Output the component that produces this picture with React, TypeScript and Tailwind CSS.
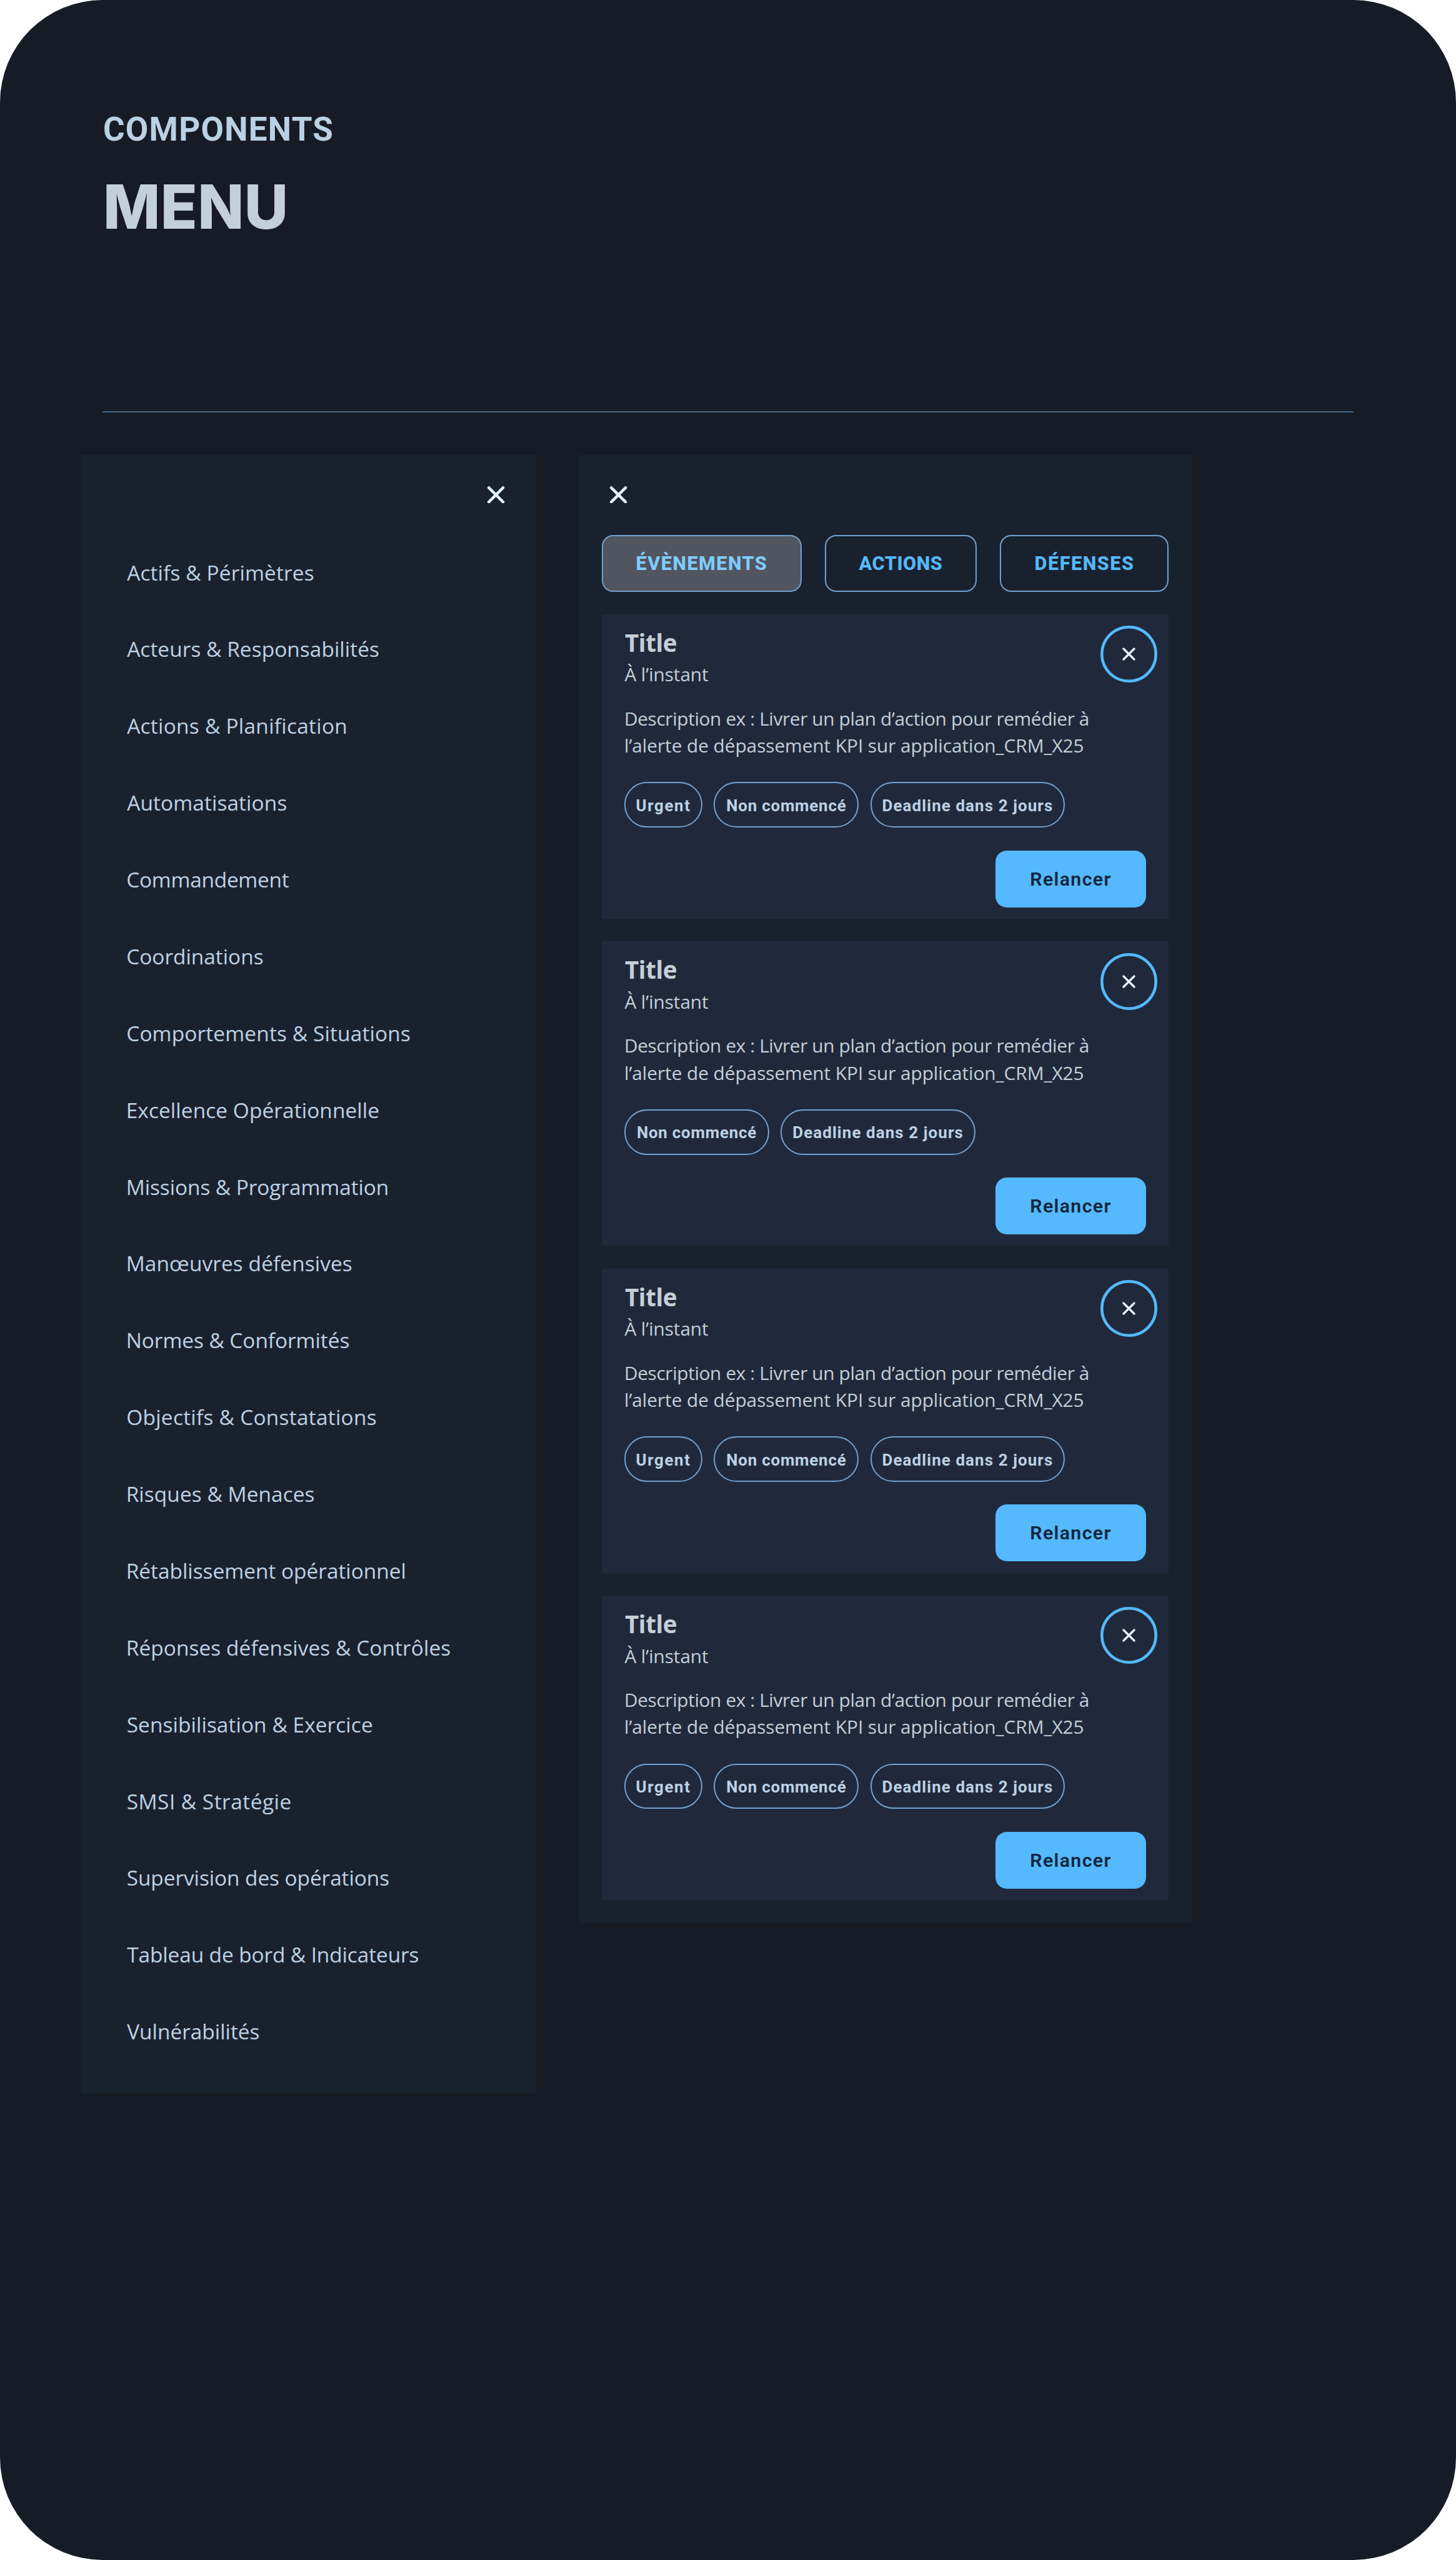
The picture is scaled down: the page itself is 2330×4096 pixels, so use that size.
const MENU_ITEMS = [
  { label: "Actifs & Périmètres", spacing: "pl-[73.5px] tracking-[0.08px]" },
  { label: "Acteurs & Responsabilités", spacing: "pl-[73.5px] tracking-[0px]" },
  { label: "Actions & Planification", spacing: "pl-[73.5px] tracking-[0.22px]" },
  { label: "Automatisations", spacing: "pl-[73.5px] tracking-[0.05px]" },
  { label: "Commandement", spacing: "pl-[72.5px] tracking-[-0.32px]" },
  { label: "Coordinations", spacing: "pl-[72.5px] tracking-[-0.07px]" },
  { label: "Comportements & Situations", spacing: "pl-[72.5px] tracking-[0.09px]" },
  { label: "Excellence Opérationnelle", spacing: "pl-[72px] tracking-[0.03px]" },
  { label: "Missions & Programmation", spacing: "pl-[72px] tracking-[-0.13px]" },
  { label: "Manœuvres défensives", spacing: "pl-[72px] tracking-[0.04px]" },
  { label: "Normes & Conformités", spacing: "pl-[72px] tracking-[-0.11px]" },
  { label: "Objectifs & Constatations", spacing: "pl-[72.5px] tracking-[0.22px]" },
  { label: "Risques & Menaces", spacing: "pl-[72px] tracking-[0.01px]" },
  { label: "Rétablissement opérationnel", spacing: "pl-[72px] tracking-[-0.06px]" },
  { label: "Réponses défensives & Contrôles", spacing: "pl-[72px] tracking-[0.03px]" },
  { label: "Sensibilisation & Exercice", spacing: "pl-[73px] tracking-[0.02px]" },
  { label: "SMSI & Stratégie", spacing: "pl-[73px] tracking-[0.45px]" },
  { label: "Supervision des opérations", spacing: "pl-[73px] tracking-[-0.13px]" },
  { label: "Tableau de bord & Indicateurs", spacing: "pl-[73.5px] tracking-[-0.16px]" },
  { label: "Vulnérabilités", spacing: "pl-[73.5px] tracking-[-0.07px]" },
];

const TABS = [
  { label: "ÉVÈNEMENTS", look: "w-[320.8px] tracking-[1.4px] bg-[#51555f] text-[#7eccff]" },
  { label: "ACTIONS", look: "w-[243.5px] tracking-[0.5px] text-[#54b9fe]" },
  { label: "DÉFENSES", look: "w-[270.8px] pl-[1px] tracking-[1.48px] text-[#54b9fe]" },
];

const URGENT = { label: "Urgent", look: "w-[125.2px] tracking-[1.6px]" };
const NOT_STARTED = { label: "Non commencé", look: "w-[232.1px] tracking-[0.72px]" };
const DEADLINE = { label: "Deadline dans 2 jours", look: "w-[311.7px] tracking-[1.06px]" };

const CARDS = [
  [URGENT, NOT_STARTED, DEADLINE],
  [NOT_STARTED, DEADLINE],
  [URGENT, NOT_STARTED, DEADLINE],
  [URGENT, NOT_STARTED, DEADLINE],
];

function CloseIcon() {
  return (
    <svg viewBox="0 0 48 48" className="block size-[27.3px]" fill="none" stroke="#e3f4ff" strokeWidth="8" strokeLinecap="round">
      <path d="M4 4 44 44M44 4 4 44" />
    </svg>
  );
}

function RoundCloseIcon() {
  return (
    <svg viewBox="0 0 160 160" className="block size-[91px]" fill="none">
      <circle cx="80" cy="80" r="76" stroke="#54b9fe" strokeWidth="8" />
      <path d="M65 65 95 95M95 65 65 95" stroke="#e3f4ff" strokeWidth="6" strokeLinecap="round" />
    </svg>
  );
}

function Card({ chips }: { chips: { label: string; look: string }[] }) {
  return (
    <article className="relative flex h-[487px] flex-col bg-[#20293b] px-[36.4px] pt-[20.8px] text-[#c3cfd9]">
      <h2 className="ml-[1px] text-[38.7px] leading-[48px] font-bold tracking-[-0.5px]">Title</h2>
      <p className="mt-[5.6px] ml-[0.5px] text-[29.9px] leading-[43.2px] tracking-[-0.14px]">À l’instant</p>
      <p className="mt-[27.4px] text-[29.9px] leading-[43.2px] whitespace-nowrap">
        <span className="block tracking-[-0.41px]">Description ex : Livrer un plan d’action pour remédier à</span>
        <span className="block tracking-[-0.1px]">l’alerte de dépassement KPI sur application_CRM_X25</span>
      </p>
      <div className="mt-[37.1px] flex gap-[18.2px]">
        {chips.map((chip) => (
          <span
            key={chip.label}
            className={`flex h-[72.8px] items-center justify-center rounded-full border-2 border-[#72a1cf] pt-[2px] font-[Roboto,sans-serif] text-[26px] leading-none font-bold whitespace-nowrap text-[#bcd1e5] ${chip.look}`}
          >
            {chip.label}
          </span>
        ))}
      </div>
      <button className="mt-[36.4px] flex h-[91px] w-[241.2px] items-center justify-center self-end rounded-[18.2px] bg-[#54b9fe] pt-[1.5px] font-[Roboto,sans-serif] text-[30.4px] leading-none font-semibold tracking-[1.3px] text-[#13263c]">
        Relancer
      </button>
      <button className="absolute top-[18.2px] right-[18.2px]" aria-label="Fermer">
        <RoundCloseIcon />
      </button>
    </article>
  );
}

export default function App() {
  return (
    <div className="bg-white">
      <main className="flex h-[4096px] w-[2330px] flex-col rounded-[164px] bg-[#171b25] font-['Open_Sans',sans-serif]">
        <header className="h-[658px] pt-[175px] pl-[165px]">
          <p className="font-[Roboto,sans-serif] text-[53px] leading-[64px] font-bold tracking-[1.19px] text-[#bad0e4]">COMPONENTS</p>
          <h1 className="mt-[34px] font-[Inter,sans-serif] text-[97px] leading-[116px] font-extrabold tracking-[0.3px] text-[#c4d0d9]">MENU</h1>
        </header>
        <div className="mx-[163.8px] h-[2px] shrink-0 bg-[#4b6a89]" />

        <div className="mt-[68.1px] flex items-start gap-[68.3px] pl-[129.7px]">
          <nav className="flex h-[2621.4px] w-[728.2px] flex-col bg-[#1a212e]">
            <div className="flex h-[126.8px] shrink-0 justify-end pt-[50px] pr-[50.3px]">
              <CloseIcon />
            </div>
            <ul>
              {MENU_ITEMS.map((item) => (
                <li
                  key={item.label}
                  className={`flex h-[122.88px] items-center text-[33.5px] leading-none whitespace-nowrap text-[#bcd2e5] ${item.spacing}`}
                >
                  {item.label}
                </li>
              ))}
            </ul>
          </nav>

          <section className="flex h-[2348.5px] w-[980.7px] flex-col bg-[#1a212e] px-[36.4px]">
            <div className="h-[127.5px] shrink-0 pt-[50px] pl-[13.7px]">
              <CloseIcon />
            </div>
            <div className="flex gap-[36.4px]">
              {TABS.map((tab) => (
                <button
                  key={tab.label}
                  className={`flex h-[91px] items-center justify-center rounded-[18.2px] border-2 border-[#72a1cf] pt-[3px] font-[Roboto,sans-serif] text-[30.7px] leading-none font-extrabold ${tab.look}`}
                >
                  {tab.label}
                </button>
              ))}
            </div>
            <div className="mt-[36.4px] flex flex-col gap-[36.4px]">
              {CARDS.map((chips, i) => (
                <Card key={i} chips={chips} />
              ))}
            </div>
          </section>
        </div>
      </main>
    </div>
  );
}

WORK TO BE COMPLETED » Leave the pictures out, and print every line of the listing exactly as written.

SOLUTION FOR THIS PROBLEM »
Output the component that produces this picture with React, TypeScript and Tailwind CSS.
The picture is scaled down: the page itself is 2330×4096 pixels, so use that size.
const MENU_ITEMS = [
  { label: "Actifs & Périmètres", spacing: "pl-[73.5px] tracking-[0.08px]" },
  { label: "Acteurs & Responsabilités", spacing: "pl-[73.5px] tracking-[0px]" },
  { label: "Actions & Planification", spacing: "pl-[73.5px] tracking-[0.22px]" },
  { label: "Automatisations", spacing: "pl-[73.5px] tracking-[0.05px]" },
  { label: "Commandement", spacing: "pl-[72.5px] tracking-[-0.32px]" },
  { label: "Coordinations", spacing: "pl-[72.5px] tracking-[-0.07px]" },
  { label: "Comportements & Situations", spacing: "pl-[72.5px] tracking-[0.09px]" },
  { label: "Excellence Opérationnelle", spacing: "pl-[72px] tracking-[0.03px]" },
  { label: "Missions & Programmation", spacing: "pl-[72px] tracking-[-0.13px]" },
  { label: "Manœuvres défensives", spacing: "pl-[72px] tracking-[0.04px]" },
  { label: "Normes & Conformités", spacing: "pl-[72px] tracking-[-0.11px]" },
  { label: "Objectifs & Constatations", spacing: "pl-[72.5px] tracking-[0.22px]" },
  { label: "Risques & Menaces", spacing: "pl-[72px] tracking-[0.01px]" },
  { label: "Rétablissement opérationnel", spacing: "pl-[72px] tracking-[-0.06px]" },
  { label: "Réponses défensives & Contrôles", spacing: "pl-[72px] tracking-[0.03px]" },
  { label: "Sensibilisation & Exercice", spacing: "pl-[73px] tracking-[0.02px]" },
  { label: "SMSI & Stratégie", spacing: "pl-[73px] tracking-[0.45px]" },
  { label: "Supervision des opérations", spacing: "pl-[73px] tracking-[-0.13px]" },
  { label: "Tableau de bord & Indicateurs", spacing: "pl-[73.5px] tracking-[-0.16px]" },
  { label: "Vulnérabilités", spacing: "pl-[73.5px] tracking-[-0.07px]" },
];

const TABS = [
  { label: "ÉVÈNEMENTS", look: "w-[320.8px] tracking-[1.4px] bg-[#51555f] text-[#7eccff]" },
  { label: "ACTIONS", look: "w-[243.5px] tracking-[0.5px] text-[#54b9fe]" },
  { label: "DÉFENSES", look: "w-[270.8px] pl-[1px] tracking-[1.48px] text-[#54b9fe]" },
];

const URGENT = { label: "Urgent", look: "w-[125.2px] tracking-[1.6px]" };
const NOT_STARTED = { label: "Non commencé", look: "w-[232.1px] tracking-[0.72px]" };
const DEADLINE = { label: "Deadline dans 2 jours", look: "w-[311.7px] tracking-[1.06px]" };

const CARDS = [
  [URGENT, NOT_STARTED, DEADLINE],
  [NOT_STARTED, DEADLINE],
  [URGENT, NOT_STARTED, DEADLINE],
  [URGENT, NOT_STARTED, DEADLINE],
];

function CloseIcon() {
  return (
    <svg viewBox="0 0 48 48" className="block size-[27.3px]" fill="none" stroke="#e3f4ff" strokeWidth="8" strokeLinecap="round">
      <path d="M4 4 44 44M44 4 4 44" />
    </svg>
  );
}

function RoundCloseIcon() {
  return (
    <svg viewBox="0 0 160 160" className="block size-[91px]" fill="none">
      <circle cx="80" cy="80" r="76" stroke="#54b9fe" strokeWidth="8" />
      <path d="M65 65 95 95M95 65 65 95" stroke="#e3f4ff" strokeWidth="6" strokeLinecap="round" />
    </svg>
  );
}

function Card({ chips }: { chips: { label: string; look: string }[] }) {
  return (
    <article className="relative flex h-[487px] flex-col bg-[#20293b] px-[36.4px] pt-[20.8px] text-[#c3cfd9]">
      <h2 className="ml-[1px] text-[38.7px] leading-[48px] font-bold tracking-[-0.5px]">Title</h2>
      <p className="mt-[5.6px] ml-[0.5px] text-[29.9px] leading-[43.2px] tracking-[-0.14px]">À l’instant</p>
      <p className="mt-[27.4px] text-[29.9px] leading-[43.2px] whitespace-nowrap">
        <span className="block tracking-[-0.41px]">Description ex : Livrer un plan d’action pour remédier à</span>
        <span className="block tracking-[-0.1px]">l’alerte de dépassement KPI sur application_CRM_X25</span>
      </p>
      <div className="mt-[37.1px] flex gap-[18.2px]">
        {chips.map((chip) => (
          <span
            key={chip.label}
            className={`flex h-[72.8px] items-center justify-center rounded-full border-2 border-[#72a1cf] pt-[2px] font-[Roboto,sans-serif] text-[26px] leading-none font-bold whitespace-nowrap text-[#bcd1e5] ${chip.look}`}
          >
            {chip.label}
          </span>
        ))}
      </div>
      <button className="mt-[36.4px] flex h-[91px] w-[241.2px] items-center justify-center self-end rounded-[18.2px] bg-[#54b9fe] pt-[1.5px] font-[Roboto,sans-serif] text-[30.4px] leading-none font-semibold tracking-[1.3px] text-[#13263c]">
        Relancer
      </button>
      <button className="absolute top-[18.2px] right-[18.2px]" aria-label="Fermer">
        <RoundCloseIcon />
      </button>
    </article>
  );
}

export default function App() {
  return (
    <div className="bg-white">
      <main className="flex h-[4096px] w-[2330px] flex-col rounded-[164px] bg-[#171b25] font-['Open_Sans',sans-serif]">
        <header className="h-[658px] pt-[175px] pl-[165px]">
          <p className="font-[Roboto,sans-serif] text-[53px] leading-[64px] font-bold tracking-[1.19px] text-[#bad0e4]">COMPONENTS</p>
          <h1 className="mt-[34px] font-[Inter,sans-serif] text-[97px] leading-[116px] font-extrabold tracking-[0.3px] text-[#c4d0d9]">MENU</h1>
        </header>
        <div className="mx-[163.8px] h-[2px] shrink-0 bg-[#4b6a89]" />

        <div className="mt-[68.1px] flex items-start gap-[68.3px] pl-[129.7px]">
          <nav className="flex h-[2621.4px] w-[728.2px] flex-col bg-[#1a212e]">
            <div className="flex h-[126.8px] shrink-0 justify-end pt-[50px] pr-[50.3px]">
              <CloseIcon />
            </div>
            <ul>
              {MENU_ITEMS.map((item) => (
                <li
                  key={item.label}
                  className={`flex h-[122.88px] items-center text-[33.5px] leading-none whitespace-nowrap text-[#bcd2e5] ${item.spacing}`}
                >
                  {item.label}
                </li>
              ))}
            </ul>
          </nav>

          <section className="flex h-[2348.5px] w-[980.7px] flex-col bg-[#1a212e] px-[36.4px]">
            <div className="h-[127.5px] shrink-0 pt-[50px] pl-[13.7px]">
              <CloseIcon />
            </div>
            <div className="flex gap-[36.4px]">
              {TABS.map((tab) => (
                <button
                  key={tab.label}
                  className={`flex h-[91px] items-center justify-center rounded-[18.2px] border-2 border-[#72a1cf] pt-[3px] font-[Roboto,sans-serif] text-[30.7px] leading-none font-extrabold ${tab.look}`}
                >
                  {tab.label}
                </button>
              ))}
            </div>
            <div className="mt-[36.4px] flex flex-col gap-[36.4px]">
              {CARDS.map((chips, i) => (
                <Card key={i} chips={chips} />
              ))}
            </div>
          </section>
        </div>
      </main>
    </div>
  );
}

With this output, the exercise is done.